*PROBLEM DESCRIPTION*:
From the listing below, pull out every line where the string "page" appears.

+++++

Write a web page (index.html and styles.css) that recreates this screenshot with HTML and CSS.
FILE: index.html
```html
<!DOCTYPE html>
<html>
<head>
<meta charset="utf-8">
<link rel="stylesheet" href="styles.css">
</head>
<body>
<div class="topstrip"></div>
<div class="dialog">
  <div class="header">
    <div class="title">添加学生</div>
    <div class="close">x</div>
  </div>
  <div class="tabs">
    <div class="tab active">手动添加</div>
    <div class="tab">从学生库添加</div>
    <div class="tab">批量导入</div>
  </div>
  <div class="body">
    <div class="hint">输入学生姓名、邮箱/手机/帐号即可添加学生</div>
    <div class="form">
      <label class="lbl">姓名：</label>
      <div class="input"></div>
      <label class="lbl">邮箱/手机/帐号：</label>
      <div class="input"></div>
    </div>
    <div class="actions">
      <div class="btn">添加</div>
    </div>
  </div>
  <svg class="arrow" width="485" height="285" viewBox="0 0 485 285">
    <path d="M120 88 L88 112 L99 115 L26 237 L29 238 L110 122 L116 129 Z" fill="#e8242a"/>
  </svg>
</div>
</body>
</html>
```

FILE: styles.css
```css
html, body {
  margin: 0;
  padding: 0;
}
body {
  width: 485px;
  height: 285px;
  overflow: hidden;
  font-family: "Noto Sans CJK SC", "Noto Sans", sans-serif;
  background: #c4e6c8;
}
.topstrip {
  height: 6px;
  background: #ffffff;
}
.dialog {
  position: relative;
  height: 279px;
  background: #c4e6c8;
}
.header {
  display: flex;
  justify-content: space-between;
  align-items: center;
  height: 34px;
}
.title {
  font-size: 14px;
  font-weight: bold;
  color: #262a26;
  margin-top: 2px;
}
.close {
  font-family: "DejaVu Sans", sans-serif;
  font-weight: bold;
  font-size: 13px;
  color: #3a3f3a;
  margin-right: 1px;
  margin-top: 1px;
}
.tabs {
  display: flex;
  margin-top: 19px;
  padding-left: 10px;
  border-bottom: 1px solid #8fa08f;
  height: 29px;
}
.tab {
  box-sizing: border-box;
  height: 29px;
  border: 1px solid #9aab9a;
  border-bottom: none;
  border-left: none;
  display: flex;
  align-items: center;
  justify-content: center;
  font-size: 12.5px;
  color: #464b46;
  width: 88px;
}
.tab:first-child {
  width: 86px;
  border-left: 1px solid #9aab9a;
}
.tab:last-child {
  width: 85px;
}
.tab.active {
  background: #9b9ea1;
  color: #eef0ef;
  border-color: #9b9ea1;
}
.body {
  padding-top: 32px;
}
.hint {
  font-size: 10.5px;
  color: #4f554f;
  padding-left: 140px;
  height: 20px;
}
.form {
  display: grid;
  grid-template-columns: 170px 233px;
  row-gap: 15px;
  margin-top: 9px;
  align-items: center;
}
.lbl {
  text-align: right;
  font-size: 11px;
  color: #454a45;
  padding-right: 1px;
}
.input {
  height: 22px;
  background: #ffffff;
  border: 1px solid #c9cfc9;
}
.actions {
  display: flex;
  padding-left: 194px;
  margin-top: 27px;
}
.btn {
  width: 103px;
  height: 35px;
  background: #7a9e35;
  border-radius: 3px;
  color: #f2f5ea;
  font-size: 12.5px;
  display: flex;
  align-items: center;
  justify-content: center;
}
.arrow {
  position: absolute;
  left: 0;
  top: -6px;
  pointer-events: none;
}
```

+++++

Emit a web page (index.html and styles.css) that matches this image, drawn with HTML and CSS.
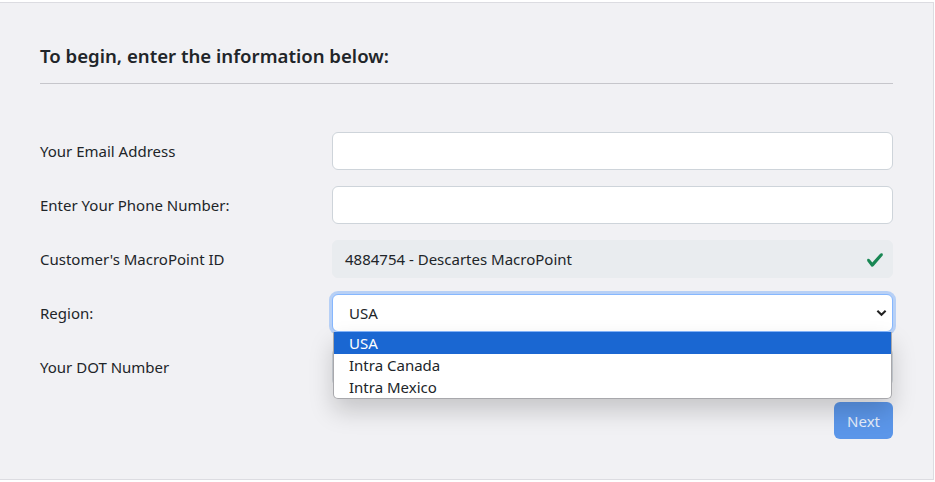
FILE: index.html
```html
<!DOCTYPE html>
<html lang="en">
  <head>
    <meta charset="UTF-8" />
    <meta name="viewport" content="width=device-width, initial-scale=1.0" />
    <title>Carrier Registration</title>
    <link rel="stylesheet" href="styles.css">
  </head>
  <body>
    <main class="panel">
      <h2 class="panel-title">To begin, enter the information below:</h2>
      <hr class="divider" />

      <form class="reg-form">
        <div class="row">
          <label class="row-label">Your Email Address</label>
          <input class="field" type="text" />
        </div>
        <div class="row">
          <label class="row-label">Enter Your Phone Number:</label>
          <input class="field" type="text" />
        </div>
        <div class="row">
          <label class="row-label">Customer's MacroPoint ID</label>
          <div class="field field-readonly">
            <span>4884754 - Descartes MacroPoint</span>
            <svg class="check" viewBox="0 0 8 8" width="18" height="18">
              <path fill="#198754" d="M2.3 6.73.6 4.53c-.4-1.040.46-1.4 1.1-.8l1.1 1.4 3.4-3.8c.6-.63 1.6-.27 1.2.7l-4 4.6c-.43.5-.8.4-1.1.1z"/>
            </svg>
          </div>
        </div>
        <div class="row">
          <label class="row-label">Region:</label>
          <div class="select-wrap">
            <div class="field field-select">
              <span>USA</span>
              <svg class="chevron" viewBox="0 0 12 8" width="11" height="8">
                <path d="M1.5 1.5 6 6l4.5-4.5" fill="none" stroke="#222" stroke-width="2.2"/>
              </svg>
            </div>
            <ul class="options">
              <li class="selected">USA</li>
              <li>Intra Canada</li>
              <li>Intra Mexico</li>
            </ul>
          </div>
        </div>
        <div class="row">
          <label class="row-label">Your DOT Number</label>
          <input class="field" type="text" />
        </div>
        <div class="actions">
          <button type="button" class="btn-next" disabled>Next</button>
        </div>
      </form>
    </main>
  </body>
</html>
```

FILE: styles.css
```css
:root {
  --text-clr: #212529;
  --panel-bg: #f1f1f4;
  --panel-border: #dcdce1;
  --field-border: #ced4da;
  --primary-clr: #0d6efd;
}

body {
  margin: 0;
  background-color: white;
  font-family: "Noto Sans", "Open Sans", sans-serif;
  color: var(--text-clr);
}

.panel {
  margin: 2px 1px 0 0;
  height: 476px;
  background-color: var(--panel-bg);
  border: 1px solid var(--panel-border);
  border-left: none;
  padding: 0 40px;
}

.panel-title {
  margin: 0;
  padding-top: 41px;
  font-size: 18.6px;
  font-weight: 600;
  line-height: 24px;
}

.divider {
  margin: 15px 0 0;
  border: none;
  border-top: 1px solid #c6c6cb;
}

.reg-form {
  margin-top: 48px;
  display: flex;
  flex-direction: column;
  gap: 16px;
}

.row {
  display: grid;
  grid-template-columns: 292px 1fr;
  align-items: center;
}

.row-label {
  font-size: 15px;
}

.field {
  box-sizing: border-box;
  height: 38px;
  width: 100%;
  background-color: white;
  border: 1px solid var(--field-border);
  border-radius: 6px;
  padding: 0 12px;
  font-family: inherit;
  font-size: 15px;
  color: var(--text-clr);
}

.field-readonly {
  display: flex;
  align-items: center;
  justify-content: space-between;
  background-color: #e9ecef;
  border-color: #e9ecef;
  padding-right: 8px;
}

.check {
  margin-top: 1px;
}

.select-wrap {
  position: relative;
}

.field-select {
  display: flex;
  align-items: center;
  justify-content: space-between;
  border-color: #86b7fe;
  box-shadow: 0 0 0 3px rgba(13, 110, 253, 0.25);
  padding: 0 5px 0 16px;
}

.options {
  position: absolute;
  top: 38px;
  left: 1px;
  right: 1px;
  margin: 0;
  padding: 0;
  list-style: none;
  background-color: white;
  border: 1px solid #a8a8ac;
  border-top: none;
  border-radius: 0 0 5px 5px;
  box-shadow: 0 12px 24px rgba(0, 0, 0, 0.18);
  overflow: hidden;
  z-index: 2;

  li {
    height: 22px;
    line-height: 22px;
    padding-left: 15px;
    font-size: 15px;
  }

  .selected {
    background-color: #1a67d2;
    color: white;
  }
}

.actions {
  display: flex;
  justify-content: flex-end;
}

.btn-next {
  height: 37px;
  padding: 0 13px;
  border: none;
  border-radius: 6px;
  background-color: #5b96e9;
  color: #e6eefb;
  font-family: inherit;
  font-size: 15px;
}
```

+++++

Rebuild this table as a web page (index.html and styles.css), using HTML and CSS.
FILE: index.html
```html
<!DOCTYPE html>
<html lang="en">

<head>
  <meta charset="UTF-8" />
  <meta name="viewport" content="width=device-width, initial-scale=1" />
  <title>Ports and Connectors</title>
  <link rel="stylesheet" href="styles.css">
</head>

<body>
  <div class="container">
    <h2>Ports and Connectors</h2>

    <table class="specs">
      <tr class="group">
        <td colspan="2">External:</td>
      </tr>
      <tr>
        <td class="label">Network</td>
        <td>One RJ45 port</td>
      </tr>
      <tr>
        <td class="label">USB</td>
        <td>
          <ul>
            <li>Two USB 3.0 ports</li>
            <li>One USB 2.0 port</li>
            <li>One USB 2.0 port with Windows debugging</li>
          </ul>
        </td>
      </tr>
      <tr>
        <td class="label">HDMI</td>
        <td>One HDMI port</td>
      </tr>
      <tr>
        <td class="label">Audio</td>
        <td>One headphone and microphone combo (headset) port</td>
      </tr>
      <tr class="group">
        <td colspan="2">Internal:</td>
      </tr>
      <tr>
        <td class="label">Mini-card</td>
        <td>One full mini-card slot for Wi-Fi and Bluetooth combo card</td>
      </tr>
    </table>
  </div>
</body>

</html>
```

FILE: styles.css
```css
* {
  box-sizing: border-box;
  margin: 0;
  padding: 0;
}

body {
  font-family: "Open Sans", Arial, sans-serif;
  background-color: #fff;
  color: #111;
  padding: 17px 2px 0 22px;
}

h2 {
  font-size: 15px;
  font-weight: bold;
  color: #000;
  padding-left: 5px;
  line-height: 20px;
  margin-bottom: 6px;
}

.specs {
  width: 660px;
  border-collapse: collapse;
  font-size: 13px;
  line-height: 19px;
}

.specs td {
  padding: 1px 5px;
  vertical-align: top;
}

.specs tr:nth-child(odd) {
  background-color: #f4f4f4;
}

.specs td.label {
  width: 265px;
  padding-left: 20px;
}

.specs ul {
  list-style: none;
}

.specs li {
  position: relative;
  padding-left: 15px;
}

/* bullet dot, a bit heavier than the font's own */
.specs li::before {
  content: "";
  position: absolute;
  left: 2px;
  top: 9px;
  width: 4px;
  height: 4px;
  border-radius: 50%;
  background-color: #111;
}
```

+++++

*FINISHED ANSWER*:
Write a web page (index.html and styles.css) that recreates this screenshot with HTML and CSS.
Emit a web page (index.html and styles.css) that matches this image, drawn with HTML and CSS.
Rebuild this table as a web page (index.html and styles.css), using HTML and CSS.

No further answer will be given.